Collect each line of the entries that holds the string "this".

═══ RECORDS SHOWN

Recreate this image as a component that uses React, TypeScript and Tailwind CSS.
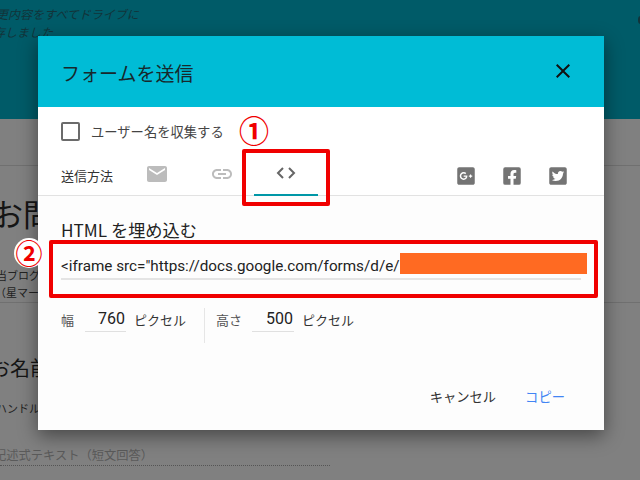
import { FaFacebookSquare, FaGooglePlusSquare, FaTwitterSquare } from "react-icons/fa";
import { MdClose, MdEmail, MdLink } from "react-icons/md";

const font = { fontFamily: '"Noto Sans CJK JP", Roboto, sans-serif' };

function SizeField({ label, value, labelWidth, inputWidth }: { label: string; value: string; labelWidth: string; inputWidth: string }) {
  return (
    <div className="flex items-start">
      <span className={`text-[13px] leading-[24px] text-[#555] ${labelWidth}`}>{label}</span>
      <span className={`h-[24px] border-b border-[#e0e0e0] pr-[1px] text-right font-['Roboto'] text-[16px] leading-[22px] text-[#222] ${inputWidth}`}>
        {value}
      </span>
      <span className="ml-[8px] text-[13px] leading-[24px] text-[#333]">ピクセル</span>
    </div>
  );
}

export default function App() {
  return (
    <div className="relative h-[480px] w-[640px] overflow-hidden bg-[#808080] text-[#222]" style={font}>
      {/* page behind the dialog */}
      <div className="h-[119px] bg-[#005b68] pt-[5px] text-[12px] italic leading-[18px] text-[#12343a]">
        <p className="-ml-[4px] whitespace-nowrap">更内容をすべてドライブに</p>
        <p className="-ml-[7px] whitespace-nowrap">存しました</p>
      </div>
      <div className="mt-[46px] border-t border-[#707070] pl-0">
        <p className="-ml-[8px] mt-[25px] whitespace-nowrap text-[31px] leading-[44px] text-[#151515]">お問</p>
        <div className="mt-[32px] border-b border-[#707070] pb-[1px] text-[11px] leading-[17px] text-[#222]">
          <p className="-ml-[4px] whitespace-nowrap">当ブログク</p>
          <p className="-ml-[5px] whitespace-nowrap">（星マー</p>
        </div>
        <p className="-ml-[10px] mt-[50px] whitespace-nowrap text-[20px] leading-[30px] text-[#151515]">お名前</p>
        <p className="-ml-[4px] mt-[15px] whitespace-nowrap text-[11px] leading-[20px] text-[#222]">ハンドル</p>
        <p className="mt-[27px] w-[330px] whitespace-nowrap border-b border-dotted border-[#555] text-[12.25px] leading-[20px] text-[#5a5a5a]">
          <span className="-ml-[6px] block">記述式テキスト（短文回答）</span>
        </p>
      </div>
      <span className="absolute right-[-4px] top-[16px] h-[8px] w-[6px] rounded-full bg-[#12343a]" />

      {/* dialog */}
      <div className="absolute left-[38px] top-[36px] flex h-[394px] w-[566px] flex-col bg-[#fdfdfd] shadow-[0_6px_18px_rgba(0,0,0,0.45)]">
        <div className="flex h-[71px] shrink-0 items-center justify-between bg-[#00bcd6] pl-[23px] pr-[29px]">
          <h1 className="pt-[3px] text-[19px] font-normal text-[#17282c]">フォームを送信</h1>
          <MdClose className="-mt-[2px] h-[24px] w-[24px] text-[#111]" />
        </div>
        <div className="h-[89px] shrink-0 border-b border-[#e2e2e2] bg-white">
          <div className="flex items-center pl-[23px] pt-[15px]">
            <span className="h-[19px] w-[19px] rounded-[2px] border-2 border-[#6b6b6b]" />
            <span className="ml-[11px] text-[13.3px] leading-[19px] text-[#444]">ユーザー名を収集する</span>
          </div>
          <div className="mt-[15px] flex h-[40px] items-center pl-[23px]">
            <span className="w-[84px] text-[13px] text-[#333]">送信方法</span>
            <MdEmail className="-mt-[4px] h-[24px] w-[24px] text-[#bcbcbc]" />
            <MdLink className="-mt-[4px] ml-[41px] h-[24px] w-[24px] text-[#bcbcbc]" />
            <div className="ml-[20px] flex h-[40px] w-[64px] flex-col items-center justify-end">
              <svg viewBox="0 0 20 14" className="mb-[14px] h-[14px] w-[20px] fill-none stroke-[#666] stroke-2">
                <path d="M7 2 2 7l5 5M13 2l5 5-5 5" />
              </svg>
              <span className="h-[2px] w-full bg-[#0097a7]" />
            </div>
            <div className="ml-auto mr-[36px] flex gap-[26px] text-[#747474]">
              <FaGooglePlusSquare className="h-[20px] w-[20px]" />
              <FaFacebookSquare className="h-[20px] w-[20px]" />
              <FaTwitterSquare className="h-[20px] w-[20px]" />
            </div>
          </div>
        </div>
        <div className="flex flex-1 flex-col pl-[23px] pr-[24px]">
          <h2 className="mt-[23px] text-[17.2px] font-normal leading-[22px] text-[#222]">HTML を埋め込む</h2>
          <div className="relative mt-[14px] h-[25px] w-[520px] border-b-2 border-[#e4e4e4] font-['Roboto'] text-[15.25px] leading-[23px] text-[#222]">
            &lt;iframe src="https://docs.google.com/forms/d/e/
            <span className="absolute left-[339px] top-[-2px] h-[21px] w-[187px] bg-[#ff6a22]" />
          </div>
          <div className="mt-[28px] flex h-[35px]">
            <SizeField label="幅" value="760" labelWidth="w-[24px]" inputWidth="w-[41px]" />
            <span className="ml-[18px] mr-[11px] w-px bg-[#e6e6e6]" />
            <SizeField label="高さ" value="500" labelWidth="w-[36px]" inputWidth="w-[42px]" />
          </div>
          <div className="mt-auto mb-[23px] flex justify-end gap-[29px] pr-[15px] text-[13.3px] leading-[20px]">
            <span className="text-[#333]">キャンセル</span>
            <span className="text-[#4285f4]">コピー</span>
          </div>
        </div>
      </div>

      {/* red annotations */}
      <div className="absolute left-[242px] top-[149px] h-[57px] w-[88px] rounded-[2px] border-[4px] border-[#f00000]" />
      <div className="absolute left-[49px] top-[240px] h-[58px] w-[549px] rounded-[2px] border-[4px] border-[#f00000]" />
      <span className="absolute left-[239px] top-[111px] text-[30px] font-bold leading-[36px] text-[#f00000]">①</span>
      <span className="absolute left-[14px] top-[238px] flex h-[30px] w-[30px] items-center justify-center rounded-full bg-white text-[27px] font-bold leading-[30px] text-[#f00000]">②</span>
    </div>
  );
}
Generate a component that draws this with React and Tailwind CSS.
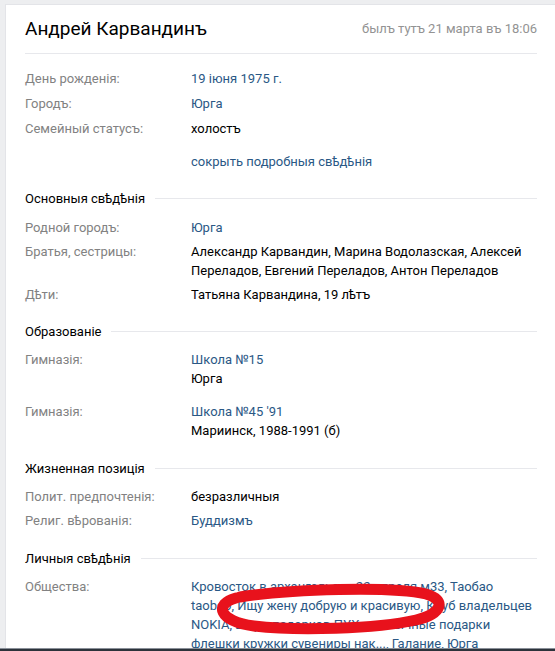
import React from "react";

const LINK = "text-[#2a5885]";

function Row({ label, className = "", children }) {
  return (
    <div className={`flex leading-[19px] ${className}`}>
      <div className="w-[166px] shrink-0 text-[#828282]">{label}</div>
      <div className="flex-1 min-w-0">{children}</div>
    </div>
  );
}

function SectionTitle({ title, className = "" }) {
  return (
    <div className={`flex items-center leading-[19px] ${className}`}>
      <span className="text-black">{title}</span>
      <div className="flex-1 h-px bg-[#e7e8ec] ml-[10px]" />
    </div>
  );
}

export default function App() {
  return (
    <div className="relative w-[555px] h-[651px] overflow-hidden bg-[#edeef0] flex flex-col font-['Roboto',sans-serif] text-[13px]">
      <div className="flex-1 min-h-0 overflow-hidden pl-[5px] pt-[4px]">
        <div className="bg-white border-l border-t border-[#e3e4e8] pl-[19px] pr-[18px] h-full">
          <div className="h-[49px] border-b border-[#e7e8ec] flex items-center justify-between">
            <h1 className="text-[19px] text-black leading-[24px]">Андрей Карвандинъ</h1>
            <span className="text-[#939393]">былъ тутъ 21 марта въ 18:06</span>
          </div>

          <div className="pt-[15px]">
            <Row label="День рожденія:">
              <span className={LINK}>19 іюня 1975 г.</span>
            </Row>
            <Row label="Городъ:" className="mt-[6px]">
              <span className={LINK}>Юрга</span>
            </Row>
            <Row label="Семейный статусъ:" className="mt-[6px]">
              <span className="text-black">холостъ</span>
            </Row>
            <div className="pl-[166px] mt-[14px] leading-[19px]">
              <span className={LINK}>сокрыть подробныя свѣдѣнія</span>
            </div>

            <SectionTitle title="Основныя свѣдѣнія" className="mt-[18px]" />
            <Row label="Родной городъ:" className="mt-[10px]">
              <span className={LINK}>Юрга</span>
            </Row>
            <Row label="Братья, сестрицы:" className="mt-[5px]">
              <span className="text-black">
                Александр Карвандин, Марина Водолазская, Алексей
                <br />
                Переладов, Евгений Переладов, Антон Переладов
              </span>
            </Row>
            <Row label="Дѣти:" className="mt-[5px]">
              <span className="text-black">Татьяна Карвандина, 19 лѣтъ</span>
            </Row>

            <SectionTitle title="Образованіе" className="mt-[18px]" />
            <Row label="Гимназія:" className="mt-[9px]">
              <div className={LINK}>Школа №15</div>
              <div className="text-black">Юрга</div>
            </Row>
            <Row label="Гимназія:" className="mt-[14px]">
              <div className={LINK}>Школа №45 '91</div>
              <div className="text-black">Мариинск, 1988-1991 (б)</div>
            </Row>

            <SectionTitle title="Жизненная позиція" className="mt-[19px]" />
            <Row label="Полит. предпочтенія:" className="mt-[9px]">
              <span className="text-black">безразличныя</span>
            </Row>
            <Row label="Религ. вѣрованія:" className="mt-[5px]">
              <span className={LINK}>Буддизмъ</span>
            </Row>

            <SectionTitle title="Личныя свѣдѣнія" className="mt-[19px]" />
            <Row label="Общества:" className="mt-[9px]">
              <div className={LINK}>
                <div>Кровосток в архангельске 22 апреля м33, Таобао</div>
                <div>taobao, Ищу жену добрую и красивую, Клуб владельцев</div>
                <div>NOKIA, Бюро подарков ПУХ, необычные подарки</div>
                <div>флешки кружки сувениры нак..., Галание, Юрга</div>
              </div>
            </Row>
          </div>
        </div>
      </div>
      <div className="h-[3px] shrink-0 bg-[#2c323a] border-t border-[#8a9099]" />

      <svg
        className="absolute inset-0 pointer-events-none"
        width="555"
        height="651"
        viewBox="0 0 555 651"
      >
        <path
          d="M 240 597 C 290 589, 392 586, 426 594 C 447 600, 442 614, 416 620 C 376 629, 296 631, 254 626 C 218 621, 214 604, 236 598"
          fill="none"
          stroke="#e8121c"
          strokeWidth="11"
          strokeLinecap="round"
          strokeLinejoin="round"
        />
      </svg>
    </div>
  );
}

══════
═══ RECORDS SHOWN

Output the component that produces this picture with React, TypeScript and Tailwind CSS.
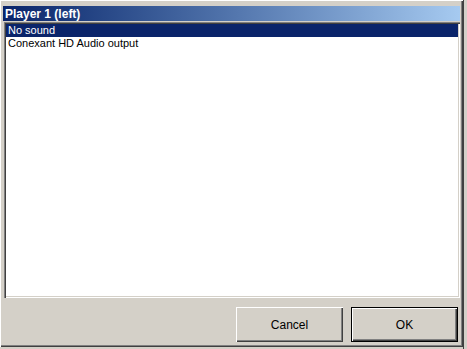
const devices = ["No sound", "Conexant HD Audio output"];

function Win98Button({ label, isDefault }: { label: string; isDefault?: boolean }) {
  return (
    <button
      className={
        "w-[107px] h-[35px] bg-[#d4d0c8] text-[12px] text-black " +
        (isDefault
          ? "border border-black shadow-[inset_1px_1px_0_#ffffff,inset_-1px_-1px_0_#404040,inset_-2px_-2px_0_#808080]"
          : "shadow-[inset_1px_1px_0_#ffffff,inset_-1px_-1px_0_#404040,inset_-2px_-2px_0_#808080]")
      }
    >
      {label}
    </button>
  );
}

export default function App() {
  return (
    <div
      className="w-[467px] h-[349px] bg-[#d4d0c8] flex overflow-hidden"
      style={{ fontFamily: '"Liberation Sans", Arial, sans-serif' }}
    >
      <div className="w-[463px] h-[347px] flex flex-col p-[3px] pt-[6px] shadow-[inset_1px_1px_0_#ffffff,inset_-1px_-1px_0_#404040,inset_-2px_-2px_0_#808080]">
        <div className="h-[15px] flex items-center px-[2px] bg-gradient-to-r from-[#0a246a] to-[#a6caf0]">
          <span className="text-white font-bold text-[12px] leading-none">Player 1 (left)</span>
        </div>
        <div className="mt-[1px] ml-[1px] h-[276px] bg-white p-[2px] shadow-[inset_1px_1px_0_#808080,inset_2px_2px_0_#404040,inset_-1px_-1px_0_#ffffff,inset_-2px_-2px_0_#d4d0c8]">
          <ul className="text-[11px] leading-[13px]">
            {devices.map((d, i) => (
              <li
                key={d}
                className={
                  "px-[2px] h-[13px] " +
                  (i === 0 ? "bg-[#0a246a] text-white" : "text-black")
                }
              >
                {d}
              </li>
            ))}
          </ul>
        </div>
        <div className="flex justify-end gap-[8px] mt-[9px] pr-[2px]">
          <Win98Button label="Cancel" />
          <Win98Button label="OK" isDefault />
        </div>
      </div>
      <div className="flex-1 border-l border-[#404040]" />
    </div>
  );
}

══════
═══ RECORDS SHOWN

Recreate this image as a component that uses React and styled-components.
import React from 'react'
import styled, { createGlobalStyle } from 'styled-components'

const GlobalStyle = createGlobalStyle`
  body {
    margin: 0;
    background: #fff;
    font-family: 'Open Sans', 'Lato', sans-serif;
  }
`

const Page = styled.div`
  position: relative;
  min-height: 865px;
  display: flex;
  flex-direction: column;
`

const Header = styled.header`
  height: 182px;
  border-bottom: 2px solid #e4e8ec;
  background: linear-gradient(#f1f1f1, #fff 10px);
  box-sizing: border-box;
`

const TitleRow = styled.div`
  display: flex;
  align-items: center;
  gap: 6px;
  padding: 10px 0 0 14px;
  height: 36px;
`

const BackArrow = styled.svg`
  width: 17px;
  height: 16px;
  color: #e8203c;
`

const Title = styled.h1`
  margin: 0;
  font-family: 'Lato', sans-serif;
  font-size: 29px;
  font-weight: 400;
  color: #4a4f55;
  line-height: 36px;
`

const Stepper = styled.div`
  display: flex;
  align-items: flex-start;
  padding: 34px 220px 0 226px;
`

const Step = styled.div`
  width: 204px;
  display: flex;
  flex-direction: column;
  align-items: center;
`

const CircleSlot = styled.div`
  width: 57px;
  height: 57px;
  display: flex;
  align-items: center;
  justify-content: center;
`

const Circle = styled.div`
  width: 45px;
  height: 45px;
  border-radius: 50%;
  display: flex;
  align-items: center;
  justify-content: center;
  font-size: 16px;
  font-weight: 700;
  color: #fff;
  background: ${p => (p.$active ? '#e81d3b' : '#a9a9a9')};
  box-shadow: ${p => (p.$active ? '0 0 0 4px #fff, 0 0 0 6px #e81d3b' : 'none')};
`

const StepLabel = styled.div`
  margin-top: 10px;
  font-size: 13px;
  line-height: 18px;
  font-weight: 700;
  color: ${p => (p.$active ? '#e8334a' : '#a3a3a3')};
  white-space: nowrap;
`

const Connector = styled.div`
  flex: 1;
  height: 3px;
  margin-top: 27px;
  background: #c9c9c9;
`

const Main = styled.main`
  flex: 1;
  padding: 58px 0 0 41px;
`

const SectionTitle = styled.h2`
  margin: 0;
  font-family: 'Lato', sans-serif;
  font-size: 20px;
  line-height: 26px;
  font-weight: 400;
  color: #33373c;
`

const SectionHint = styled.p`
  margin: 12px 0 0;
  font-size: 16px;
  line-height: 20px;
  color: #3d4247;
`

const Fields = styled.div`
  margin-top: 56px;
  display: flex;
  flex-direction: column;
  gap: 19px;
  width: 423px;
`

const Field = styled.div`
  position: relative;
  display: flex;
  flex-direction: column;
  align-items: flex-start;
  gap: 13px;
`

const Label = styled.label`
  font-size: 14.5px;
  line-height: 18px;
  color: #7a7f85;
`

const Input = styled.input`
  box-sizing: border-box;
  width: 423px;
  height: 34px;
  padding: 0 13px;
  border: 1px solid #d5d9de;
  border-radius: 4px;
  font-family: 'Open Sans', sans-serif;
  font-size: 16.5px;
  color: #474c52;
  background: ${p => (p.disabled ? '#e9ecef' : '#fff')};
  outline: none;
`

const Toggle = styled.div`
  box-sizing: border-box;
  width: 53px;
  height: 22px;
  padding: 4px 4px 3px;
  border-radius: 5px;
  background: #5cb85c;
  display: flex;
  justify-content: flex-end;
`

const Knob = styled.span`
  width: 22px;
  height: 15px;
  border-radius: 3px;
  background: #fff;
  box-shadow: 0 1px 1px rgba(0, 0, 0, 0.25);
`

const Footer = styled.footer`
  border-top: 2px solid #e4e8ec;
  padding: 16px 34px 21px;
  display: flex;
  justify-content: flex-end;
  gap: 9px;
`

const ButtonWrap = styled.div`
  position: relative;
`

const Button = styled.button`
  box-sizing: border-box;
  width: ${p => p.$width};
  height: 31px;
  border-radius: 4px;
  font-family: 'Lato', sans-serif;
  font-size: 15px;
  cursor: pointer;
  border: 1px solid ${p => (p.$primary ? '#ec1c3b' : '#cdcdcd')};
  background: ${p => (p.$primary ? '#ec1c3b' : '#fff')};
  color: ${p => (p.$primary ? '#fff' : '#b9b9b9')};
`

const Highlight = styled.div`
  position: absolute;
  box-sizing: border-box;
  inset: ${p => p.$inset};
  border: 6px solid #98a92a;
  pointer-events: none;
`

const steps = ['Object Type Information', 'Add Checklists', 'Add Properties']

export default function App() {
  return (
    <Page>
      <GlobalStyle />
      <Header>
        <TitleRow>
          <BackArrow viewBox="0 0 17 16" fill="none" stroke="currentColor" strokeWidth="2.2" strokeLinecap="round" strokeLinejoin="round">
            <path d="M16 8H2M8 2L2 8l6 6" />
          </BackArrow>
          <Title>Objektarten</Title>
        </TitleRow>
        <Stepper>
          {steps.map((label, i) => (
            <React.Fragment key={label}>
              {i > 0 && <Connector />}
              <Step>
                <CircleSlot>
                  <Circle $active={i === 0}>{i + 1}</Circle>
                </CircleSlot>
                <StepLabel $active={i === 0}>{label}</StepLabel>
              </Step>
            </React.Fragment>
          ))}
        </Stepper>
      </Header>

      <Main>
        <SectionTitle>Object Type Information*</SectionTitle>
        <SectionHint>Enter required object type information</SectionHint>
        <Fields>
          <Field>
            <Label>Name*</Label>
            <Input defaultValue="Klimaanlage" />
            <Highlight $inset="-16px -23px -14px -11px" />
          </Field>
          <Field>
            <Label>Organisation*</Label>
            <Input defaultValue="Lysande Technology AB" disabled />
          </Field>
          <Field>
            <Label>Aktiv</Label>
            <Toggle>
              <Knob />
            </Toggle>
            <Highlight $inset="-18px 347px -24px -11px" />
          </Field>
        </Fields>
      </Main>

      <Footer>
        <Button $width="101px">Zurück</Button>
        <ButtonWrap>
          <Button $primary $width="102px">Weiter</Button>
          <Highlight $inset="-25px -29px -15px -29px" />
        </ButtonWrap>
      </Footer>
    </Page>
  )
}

══════

SOLUTION TO THE EXERCISE:
Recreate this image as a component that uses React, TypeScript and Tailwind CSS.
Generate a component that draws this with React and Tailwind CSS.
Output the component that produces this picture with React, TypeScript and Tailwind CSS.
Recreate this image as a component that uses React and styled-components.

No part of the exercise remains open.